• **Directive**: Copy each line that has the string "index" somewhere in it.

• **Supplied material**:
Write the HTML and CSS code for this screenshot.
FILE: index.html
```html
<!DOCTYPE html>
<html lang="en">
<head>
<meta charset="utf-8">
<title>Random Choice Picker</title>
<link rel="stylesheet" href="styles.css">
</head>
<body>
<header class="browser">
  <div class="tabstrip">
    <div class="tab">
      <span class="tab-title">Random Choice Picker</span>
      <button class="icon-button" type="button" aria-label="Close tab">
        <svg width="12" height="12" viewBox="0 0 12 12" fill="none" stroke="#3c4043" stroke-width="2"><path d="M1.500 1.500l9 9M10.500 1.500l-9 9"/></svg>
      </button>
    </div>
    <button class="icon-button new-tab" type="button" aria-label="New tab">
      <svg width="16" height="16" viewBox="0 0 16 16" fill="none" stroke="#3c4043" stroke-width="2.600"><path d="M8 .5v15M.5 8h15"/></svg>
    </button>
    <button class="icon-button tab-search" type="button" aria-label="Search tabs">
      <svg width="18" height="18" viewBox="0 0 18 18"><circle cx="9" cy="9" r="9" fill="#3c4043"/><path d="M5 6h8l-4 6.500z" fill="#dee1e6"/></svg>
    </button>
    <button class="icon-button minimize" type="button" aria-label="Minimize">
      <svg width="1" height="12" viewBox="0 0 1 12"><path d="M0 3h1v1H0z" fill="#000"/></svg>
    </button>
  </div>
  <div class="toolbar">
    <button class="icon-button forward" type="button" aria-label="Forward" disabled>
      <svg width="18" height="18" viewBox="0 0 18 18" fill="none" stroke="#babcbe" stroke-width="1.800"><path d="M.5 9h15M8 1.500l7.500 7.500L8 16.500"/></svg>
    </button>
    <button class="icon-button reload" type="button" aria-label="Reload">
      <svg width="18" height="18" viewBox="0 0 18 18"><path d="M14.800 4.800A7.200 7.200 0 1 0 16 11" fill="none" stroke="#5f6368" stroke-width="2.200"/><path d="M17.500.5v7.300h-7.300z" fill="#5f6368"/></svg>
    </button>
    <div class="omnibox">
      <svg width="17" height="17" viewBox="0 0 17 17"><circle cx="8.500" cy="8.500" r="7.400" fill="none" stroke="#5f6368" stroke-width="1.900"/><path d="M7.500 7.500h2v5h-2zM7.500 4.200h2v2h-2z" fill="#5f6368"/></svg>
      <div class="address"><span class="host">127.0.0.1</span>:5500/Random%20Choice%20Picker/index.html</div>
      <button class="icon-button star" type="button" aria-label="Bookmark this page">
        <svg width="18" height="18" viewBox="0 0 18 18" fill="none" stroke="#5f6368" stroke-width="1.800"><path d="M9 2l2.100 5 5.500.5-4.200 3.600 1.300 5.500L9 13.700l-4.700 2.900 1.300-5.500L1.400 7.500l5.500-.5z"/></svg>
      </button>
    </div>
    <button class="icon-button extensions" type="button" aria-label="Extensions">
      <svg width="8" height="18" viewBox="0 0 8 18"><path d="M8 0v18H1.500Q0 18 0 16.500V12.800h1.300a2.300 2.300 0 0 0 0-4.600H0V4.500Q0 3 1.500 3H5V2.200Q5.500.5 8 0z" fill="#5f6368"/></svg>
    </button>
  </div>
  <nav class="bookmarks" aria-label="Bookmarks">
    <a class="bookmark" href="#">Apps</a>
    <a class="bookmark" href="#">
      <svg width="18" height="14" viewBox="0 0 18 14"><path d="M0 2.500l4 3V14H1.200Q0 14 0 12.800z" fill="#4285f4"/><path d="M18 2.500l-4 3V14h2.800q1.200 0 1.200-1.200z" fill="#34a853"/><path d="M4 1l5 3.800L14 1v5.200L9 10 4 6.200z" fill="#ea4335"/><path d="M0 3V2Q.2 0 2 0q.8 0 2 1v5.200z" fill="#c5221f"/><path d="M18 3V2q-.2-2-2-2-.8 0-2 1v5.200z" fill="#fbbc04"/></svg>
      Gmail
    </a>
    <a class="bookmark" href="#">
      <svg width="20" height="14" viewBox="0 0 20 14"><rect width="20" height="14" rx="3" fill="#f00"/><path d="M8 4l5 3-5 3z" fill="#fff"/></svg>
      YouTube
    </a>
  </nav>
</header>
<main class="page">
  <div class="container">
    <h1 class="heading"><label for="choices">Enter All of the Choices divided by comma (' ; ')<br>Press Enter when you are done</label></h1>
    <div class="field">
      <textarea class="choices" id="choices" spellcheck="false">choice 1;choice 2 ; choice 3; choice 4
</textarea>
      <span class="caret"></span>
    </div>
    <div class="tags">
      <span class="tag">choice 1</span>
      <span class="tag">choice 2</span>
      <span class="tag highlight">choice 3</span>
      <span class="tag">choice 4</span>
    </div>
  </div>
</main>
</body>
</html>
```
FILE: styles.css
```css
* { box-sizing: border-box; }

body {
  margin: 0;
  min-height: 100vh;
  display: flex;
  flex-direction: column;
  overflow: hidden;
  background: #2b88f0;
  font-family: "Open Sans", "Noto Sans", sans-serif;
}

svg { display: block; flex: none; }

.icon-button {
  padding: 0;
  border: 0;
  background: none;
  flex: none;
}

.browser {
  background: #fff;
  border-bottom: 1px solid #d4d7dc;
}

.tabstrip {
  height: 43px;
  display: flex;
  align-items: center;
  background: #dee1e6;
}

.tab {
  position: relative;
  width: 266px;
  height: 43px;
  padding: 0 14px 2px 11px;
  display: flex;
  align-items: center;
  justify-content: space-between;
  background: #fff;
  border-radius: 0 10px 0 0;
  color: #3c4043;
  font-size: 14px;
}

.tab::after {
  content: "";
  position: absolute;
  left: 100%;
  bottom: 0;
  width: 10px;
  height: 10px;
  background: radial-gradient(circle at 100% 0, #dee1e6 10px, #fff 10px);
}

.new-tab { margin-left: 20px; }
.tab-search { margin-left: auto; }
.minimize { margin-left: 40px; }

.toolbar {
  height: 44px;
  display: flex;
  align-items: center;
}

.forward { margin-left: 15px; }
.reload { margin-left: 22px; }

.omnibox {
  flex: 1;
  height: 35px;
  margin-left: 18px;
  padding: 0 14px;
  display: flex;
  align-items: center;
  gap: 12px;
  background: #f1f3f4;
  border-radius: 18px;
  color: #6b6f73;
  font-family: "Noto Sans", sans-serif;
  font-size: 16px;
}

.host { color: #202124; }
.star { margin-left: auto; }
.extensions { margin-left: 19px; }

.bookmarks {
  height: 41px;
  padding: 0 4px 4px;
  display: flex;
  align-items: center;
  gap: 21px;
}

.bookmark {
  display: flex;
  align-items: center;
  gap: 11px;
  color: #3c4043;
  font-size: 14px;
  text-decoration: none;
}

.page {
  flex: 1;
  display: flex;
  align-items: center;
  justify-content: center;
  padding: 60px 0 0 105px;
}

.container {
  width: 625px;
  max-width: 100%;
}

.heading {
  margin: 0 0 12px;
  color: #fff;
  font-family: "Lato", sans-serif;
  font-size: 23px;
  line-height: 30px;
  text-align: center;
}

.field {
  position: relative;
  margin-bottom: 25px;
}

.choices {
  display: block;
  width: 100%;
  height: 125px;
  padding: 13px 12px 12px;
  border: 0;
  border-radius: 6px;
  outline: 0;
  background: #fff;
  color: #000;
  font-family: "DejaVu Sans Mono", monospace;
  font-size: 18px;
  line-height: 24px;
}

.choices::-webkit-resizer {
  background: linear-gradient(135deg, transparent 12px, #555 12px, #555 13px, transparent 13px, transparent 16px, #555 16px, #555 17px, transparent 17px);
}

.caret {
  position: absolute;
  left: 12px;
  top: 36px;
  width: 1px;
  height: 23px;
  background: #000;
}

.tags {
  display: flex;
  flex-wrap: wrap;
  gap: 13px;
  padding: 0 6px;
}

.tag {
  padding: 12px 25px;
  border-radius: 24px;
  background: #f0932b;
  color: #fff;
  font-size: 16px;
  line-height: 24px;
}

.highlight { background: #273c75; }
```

...

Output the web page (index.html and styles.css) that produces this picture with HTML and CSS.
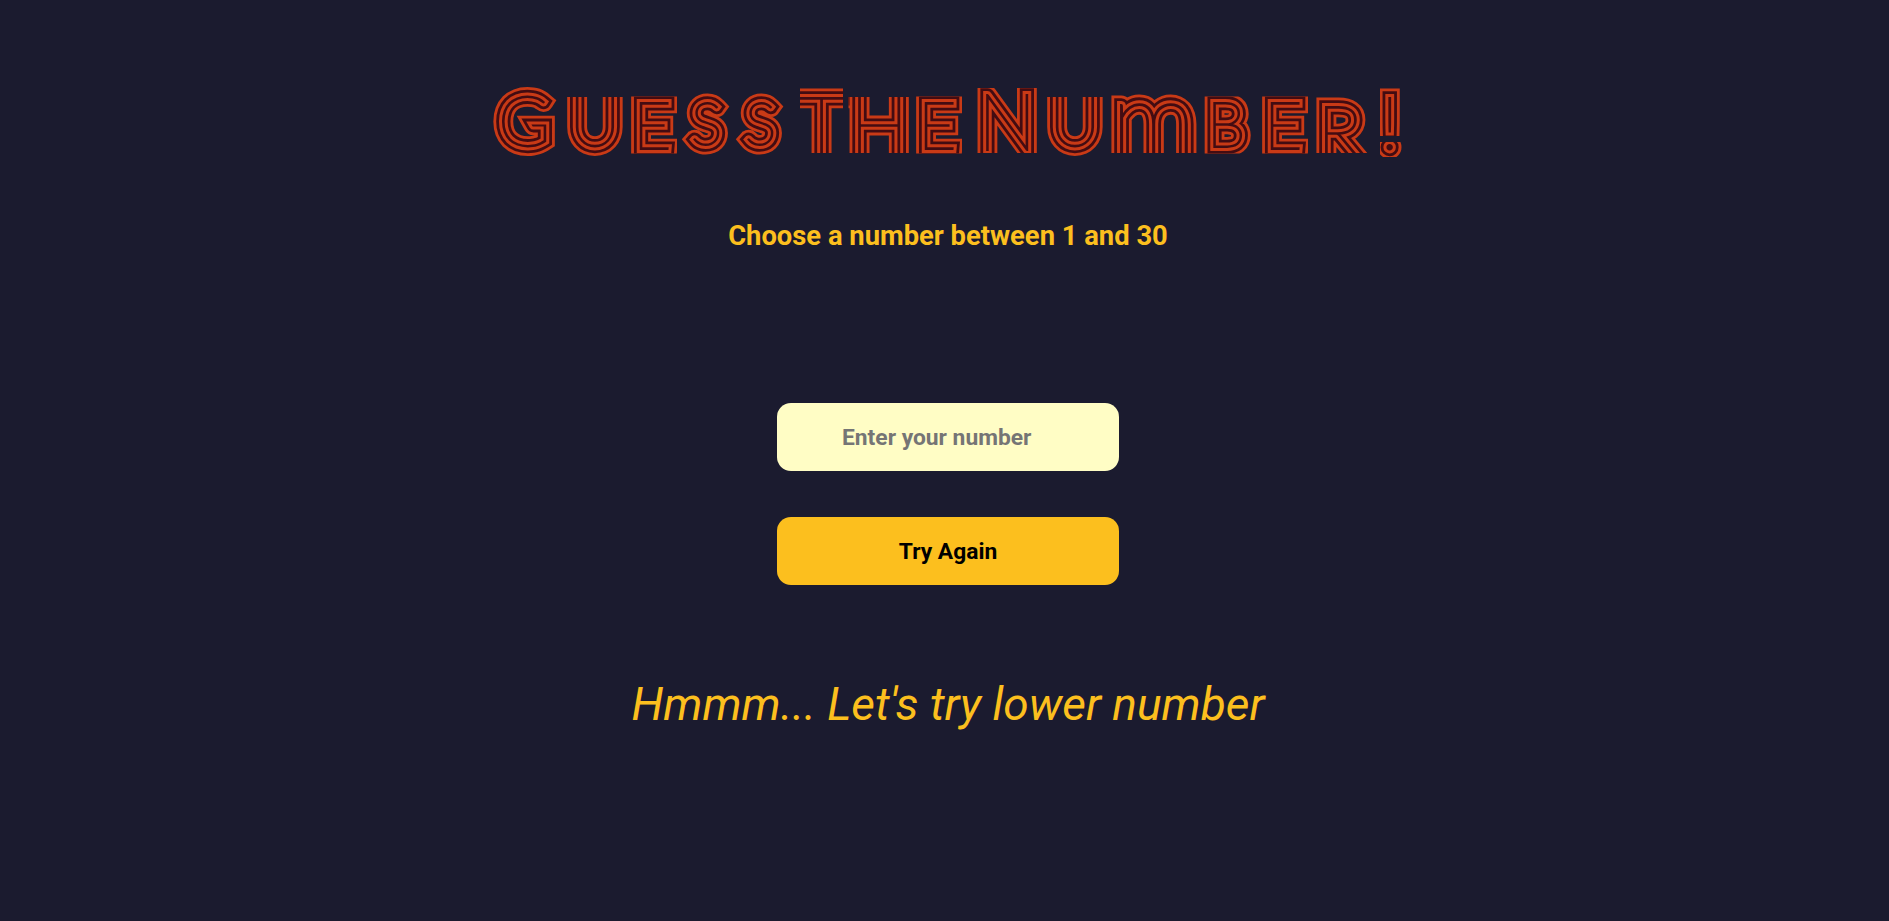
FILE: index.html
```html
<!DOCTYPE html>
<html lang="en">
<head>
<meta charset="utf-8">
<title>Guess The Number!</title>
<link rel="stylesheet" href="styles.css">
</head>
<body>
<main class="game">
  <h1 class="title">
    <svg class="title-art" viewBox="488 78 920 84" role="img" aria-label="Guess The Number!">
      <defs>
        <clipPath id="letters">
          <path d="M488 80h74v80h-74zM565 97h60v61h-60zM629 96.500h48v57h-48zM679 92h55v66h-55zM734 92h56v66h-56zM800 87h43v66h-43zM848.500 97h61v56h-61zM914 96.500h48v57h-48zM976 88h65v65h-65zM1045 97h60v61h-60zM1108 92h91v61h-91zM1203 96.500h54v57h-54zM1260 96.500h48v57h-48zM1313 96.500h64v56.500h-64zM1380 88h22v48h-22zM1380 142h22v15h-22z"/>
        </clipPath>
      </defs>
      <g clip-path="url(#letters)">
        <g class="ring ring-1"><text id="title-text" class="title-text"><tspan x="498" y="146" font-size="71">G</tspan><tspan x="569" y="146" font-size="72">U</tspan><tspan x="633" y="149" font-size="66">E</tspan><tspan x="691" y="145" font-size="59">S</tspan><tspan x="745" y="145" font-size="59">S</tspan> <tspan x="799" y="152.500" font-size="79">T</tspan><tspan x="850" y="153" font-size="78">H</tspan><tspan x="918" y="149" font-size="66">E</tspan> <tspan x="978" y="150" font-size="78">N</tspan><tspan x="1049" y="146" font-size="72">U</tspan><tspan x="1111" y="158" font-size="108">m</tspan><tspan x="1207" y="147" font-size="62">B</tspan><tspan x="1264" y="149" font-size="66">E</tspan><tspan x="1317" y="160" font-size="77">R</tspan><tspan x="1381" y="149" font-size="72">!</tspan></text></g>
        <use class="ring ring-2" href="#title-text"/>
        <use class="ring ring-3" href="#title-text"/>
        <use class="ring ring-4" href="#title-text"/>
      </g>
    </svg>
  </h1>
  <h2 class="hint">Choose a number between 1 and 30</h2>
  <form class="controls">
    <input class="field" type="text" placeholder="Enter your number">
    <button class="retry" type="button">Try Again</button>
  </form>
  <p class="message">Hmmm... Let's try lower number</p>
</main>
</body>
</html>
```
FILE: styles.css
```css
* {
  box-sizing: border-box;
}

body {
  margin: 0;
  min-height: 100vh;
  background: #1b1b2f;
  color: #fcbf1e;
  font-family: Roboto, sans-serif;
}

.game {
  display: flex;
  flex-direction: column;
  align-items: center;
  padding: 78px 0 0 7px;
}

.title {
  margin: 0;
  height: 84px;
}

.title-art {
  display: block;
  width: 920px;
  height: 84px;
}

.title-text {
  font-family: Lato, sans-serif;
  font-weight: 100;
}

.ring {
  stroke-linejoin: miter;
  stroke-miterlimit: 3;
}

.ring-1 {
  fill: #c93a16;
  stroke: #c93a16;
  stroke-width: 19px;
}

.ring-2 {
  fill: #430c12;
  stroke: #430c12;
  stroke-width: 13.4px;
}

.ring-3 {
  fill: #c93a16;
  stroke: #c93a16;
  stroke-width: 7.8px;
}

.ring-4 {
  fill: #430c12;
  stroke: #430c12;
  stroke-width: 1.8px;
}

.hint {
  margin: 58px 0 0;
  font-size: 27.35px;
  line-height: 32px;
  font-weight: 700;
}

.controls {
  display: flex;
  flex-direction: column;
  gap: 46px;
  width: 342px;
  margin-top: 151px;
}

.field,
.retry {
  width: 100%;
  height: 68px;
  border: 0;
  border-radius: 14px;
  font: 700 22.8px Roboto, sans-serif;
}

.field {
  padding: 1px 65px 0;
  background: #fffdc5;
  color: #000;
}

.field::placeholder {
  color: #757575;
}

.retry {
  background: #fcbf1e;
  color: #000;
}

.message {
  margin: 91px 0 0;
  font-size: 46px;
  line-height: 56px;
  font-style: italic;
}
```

• **Response for this exercise**:
FILE: index.html
      <div class="address"><span class="host">127.0.0.1</span>:5500/Random%20Choice%20Picker/index.html</div>
Output the web page (index.html and styles.css) that produces this picture with HTML and CSS.
FILE: index.html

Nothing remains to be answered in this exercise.